There exists regular spaces that are not completely regular, and in point-free topology, there exists regular frames that are not completely regular (frames are the point-free topological spaces). Furthermore, one can say that most regular spaces are not completely regular and that most regular frames are not completely regular depending on one's definition of mostness. However, I have not encountered any "naturally occurring" regular space or regular frame that is not completely regular.

The distinction between regularity and complete regularity is of philosophical importance.

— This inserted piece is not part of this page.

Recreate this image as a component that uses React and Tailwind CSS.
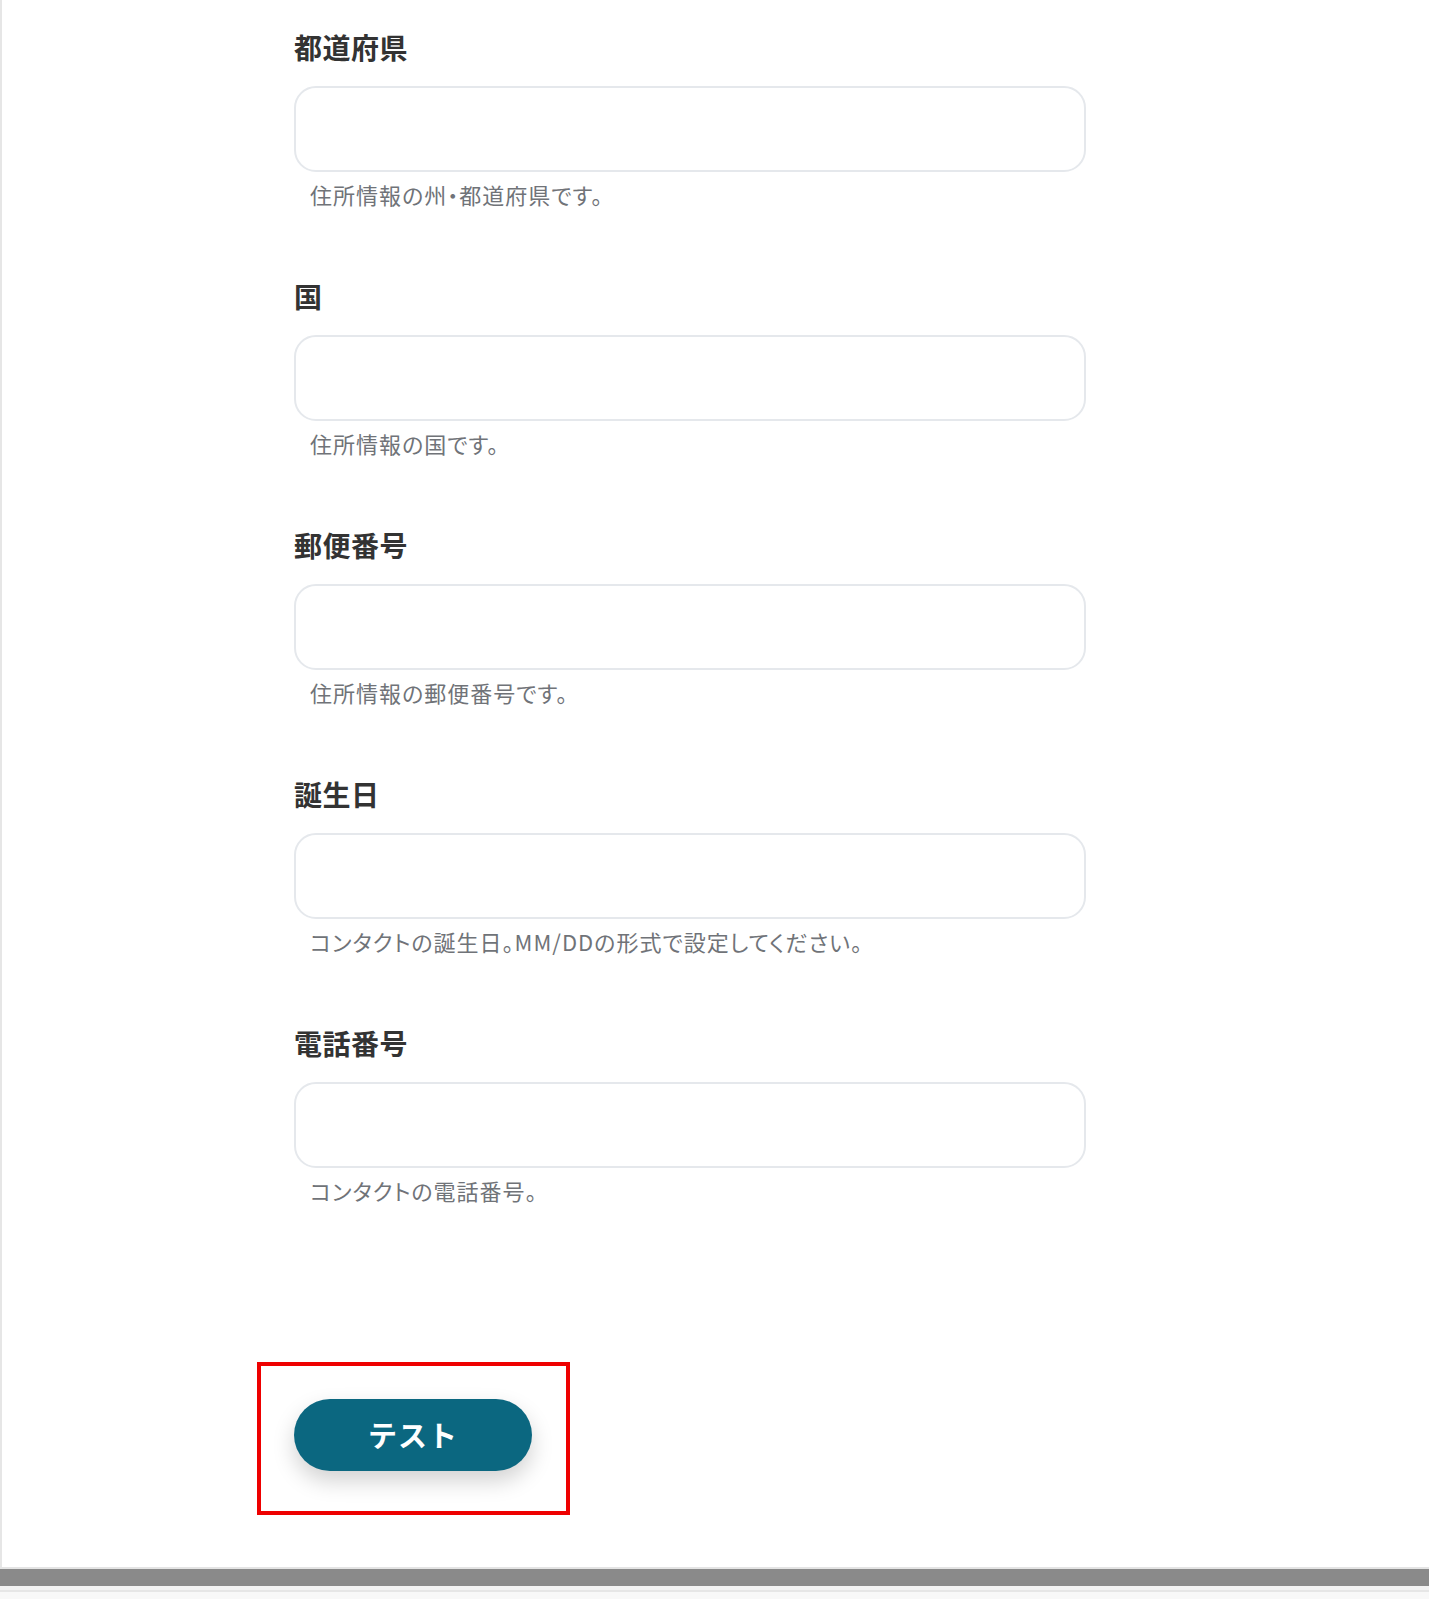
import React from 'react';

const FIELDS = [
  { label: '都道府県', help: '住所情報の州・都道府県です。' },
  { label: '国', help: '住所情報の国です。' },
  { label: '郵便番号', help: '住所情報の郵便番号です。' },
  { label: '誕生日', help: 'コンタクトの誕生日。MM/DDの形式で設定してください。' },
  { label: '電話番号', help: 'コンタクトの電話番号。' },
];

function Field({ label, help }) {
  return (
    <div className="flex flex-col">
      <label className="h-[40px] text-[28px] leading-[40px] font-bold tracking-[0.5px] text-[#333333]">
        {label}
      </label>
      <input
        type="text"
        className="mt-[19px] h-[86px] w-[792px] rounded-[22px] border-2 border-[#e5e8ec] bg-white px-5 outline-none"
      />
      <p className="mt-[7px] pl-[16px] text-[22px] leading-[30px] tracking-[1px] text-[#707378] [font-feature-settings:'palt']">
        {help}
      </p>
    </div>
  );
}

export default function App() {
  return (
    <div className="w-[1429px] bg-white" style={{ fontFamily: '"Noto Sans CJK JP", "Noto Sans", sans-serif' }}>
      <div className="border-l-2 border-[#e6e6e6] pl-[292px] pt-[27px] pb-[52px]">
        <div className="flex flex-col gap-[67px]">
          {FIELDS.map((f) => (
            <Field key={f.label} {...f} />
          ))}
        </div>

        {/* highlighted action */}
        <div className="mt-[157px] -ml-[37px] w-[313px] border-4 border-[#ee0000] pt-[33px] pb-[40px] pl-[33px] pr-[34px]">
          <button className="h-[72px] w-[238px] rounded-full bg-[#0b6780] text-[29px] font-bold tracking-[1px] text-white shadow-[0_10px_22px_rgba(0,0,0,0.18)]">
            テスト
          </button>
        </div>
      </div>

      <div className="h-[2px] bg-[#e4e4e4]" />
      <div className="h-[17px] bg-[#8a8a8a]" />
      <div className="h-[4px] bg-[#f3f3f3]" />
      <div className="h-[2px] bg-[#e6e6e6]" />
      <div className="h-[7px] bg-[#f8f8f8]" />
    </div>
  );
}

In general topology, there is a distinction between the "good spaces" that are used in analysis (such as manifolds, complete metric spaces, or even locally convex topological vector spaces) and the "bad spaces" (such as the cofinite topology, the Zariski topology, and non-Hausdorff spaces) (I put the word "bad" in quotes because I personally find these "bad" topological spaces to be quite interesting). One should therefore ask if there is an axiom that provides the dividing line between the "bad spaces" and the "good spaces".

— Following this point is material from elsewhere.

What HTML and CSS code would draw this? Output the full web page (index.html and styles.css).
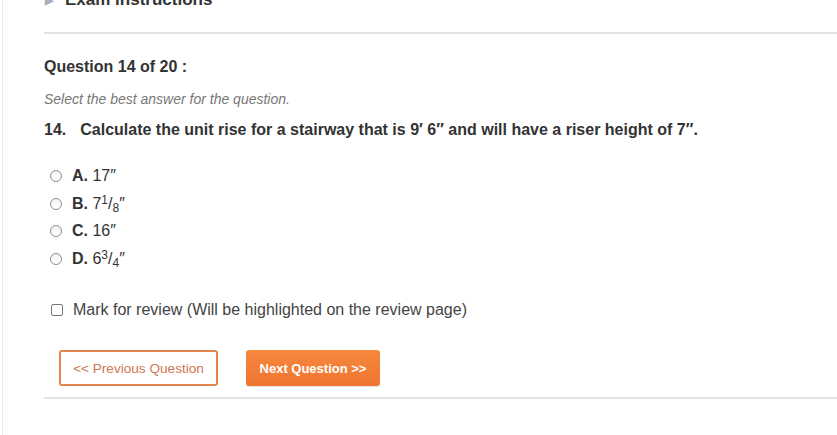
FILE: index.html
```html
<!DOCTYPE html>
<html>
<head>
<meta charset="utf-8">
<link rel="stylesheet" href="styles.css">
</head>
<body>
<div class="page">
  <div class="content">
    <div class="section-title"><span class="tri">&#9654;</span><span>Exam instructions</span></div>
    <div class="rule"></div>
    <div class="q-header">Question 14 of 20 :</div>
    <div class="instruction">Select the best answer for the question.</div>
    <div class="question"><span class="qnum">14.</span>Calculate the unit rise for a stairway that is 9&prime; 6&Prime; and will have a riser height of 7&Prime;.</div>
    <div class="options">
      <label class="option"><input type="radio" name="a" class="radio"><span><b>A.</b> 17&Prime;</span></label>
      <label class="option"><input type="radio" name="a" class="radio"><span><b>B.</b> 7<sup>1</sup>/<sub>8</sub>&Prime;</span></label>
      <label class="option"><input type="radio" name="a" class="radio"><span><b>C.</b> 16&Prime;</span></label>
      <label class="option"><input type="radio" name="a" class="radio"><span><b>D.</b> 6<sup>3</sup>/<sub>4</sub>&Prime;</span></label>
    </div>
    <label class="mark"><input type="checkbox" class="check"><span>Mark for review (Will be highlighted on the review page)</span></label>
    <div class="buttons">
      <button class="btn btn-prev">&lt;&lt; Previous Question</button>
      <button class="btn btn-next">Next Question &gt;&gt;</button>
    </div>
    <div class="rule rule-bottom"></div>
  </div>
</div>
</body>
</html>
```

FILE: styles.css
```css
html, body {
  margin: 0;
  padding: 0;
  background: #ffffff;
  overflow: hidden;
}
body {
  font-family: "Liberation Sans", Arial, sans-serif;
  color: #333333;
}
.page {
  margin-left: 2px;
  border-left: 1px solid #ebebeb;
  min-height: calc(100vh + 20px);
}
.content {
  padding-left: 41px;
}
.section-title {
  margin-top: -10px;
  height: 20px;
  line-height: 20px;
  font-size: 17px;
  font-weight: bold;
  display: flex;
  align-items: center;
}
.tri {
  color: #a9b0bb;
  font-size: 11px;
  width: 20px;
  margin-left: 1px;
}
.rule {
  height: 2px;
  background: #e2e2e2;
  margin-top: 22px;
}
.q-header {
  margin-top: 23px;
  font-size: 16px;
  font-weight: bold;
  line-height: 20px;
}
.instruction {
  margin-top: 12px;
  font-size: 14px;
  font-style: italic;
  color: #777777;
  line-height: 20px;
}
.question {
  margin-top: 11px;
  font-size: 16px;
  font-weight: bold;
  line-height: 20px;
}
.qnum {
  margin-right: 14px;
}
.options {
  margin-top: 26px;
  display: flex;
  flex-direction: column;
  gap: 7.7px;
  padding-left: 6px;
}
.option {
  display: flex;
  align-items: center;
  font-size: 16px;
  line-height: 20px;
  color: #333;
}
.option b {
  font-weight: bold;
}
.radio {
  appearance: none;
  -webkit-appearance: none;
  width: 12px;
  height: 12px;
  margin: 0 10px 0 0;
  border: 1px solid #8e8e8e;
  border-radius: 50%;
  background: linear-gradient(#f4f4f4, #ffffff);
  box-sizing: border-box;
}
sup, sub {
  font-size: 12px;
  line-height: 0;
  position: relative;
  vertical-align: baseline;
}
sup { top: -5px; }
sub { top: 3px; }
.mark {
  margin-top: 31px;
  display: flex;
  align-items: center;
  font-size: 16px;
  line-height: 20px;
  color: #444;
  padding-left: 7px;
}
.check {
  appearance: none;
  -webkit-appearance: none;
  width: 12px;
  height: 12px;
  margin: 0 10px 0 0;
  border: 1px solid #777;
  border-radius: 2px;
  background: #fff;
  box-sizing: border-box;
}
.buttons {
  margin-top: 30px;
  display: flex;
  gap: 28px;
  padding-left: 15px;
}
.btn {
  height: 36px;
  font-family: "Liberation Sans", Arial, sans-serif;
  font-size: 13px;
  border-radius: 3px;
  box-sizing: border-box;
  cursor: pointer;
  padding: 0;
}
.btn-prev {
  width: 159px;
  background: #ffffff;
  border: 2px solid #e0864d;
  color: #cf7650;
  font-size: 13.6px;
}
.btn-next {
  width: 134px;
  border: none;
  background: linear-gradient(#f7883e, #ef7530);
  color: #ffffff;
  font-weight: bold;
  box-shadow: 0 1px 1px rgba(0,0,0,0.12);
}
.rule-bottom {
  margin-top: 11px;
  background: #e0e3e6;
}
```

In the past, I used to believe that complete regularity was the main separation axiom between the bad spaces and the good spaces, but now I think that there are just as good reasons to believe that regularity is the main separation axiom that distinguishes between the "bad spaces" and the "good spaces". In fact, regularity may be one cutoff between the "bad spaces" and the "good spaces" while complete regularity may be another cutoff, and there are only two distinct cutoffs because there are regular spaces that are not completely regular. Since regularity and complete regularity are different, the dividing line between "bad spaces" and "good spaces" may be a blur that spreads from regularity to complete regularity rather than a definite axiom.

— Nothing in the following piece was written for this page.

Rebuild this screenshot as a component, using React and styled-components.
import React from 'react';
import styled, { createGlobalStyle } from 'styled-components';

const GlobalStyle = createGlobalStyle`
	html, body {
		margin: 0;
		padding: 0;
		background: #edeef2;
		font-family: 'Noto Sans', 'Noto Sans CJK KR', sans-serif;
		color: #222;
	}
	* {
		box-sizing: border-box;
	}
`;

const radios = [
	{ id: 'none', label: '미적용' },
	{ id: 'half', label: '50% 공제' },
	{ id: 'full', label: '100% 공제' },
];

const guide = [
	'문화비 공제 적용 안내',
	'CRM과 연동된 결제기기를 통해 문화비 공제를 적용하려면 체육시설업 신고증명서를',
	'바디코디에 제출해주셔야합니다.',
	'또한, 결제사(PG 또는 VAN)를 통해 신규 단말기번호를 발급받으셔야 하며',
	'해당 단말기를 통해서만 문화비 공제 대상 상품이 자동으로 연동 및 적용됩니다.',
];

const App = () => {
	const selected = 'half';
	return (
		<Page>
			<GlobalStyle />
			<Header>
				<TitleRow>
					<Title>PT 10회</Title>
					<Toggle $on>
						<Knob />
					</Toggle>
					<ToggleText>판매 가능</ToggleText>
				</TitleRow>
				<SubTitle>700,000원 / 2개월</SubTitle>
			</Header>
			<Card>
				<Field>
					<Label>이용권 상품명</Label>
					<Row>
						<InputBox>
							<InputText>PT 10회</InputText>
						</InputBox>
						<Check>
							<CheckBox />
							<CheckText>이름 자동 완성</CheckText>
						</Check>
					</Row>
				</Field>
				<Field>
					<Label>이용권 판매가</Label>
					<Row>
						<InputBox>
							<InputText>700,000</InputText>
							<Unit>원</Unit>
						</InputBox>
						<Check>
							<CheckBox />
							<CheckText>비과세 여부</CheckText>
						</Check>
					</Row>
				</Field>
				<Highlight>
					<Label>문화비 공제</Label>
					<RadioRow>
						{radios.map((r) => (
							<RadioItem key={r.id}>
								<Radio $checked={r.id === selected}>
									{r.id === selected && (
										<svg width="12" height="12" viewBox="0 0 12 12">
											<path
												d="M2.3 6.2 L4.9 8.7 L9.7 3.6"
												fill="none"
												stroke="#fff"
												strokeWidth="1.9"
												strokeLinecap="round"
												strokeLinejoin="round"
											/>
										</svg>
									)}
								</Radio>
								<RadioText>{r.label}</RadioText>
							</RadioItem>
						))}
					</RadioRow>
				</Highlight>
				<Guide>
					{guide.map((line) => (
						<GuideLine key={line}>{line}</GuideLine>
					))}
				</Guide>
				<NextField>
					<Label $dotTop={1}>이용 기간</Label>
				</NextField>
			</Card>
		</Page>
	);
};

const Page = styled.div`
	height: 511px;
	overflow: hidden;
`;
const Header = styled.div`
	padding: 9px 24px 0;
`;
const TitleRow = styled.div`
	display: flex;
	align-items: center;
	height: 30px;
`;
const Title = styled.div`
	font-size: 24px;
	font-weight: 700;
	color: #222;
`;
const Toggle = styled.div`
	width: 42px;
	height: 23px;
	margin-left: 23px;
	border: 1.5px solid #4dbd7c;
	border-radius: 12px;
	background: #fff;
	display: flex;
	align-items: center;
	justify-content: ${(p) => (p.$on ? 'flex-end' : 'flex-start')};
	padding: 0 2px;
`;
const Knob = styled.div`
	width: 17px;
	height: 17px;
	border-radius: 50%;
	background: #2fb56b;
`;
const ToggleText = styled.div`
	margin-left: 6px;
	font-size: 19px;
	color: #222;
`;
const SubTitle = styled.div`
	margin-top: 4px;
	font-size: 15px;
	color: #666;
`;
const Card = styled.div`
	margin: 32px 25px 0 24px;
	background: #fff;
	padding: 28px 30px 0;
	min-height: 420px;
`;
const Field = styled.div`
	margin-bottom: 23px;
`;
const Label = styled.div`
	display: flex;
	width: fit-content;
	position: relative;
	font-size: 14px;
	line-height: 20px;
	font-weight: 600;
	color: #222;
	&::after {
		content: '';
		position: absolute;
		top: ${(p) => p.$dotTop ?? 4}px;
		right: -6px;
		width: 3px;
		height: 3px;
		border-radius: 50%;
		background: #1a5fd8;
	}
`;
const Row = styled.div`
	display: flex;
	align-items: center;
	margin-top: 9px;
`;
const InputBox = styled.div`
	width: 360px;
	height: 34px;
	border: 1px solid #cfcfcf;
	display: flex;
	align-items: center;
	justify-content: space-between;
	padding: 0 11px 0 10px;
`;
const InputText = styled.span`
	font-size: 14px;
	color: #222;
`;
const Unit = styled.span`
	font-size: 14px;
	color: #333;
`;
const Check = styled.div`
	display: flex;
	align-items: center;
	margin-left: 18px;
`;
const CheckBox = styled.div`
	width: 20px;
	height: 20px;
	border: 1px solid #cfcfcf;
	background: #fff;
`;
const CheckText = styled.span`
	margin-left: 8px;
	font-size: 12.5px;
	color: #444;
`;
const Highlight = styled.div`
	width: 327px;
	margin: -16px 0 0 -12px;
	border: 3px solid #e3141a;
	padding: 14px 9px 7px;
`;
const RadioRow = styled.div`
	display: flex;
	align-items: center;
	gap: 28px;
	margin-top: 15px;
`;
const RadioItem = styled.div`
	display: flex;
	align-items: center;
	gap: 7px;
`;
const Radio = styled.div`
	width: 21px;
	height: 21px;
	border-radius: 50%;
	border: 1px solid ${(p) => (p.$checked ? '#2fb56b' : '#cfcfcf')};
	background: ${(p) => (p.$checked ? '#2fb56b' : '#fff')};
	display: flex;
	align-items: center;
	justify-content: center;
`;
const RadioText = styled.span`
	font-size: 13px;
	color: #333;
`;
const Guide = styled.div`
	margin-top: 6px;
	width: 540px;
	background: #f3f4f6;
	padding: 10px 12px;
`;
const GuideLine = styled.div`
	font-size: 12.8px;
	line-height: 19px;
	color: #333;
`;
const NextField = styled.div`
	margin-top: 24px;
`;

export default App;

Examples of regular spaces which are not completely regular.

This paper by Mysior gives a quite simple example of a regular space that is not completely regular. This question also gives examples of regular spaces that are not completely regular.

Regularity and complete regularity are good axioms

Unlike Hausdorffness, regularity and complete regularity both extend seamlessly to point-free topology. Regularity behaves slightly better in this regard since the regularity axiom is a first order formula. Both regularity and complete regularity are very well-behaved in both general and point-free topology. They are both closed under taking products, subspaces, and sublocales in point-free topology.

The case for complete regularity as the cutoff.

A space is completely regular if and only if it can be embedded into a cube $[0,1]^{I}$ for some set $I$.

A space is completely regular if and only if it can be endowed with a compatible uniformity.

A space is completely regular if and only if it can be endowed with a compatible proximity.

The case for regularity as the cutoff.

A space $X$ is regular if and only if a filter $\mathcal{F}$ converges to a point $x_{0}$ precisely when the filter generated by $\{\overline{R}\mid R\in\mathcal{F}\}$ also converges to $x_{0}$.

There are several inequivalent ways of interpreting a topological space or frame in a forcing extension (or more generally, a larger model of ZFC). In any case, given a regular space $X$, if the forcing extension $V[G]$ collapses enough cardinals, then the interpretation of $X$ in $V[G]$ will be both regular and second countable.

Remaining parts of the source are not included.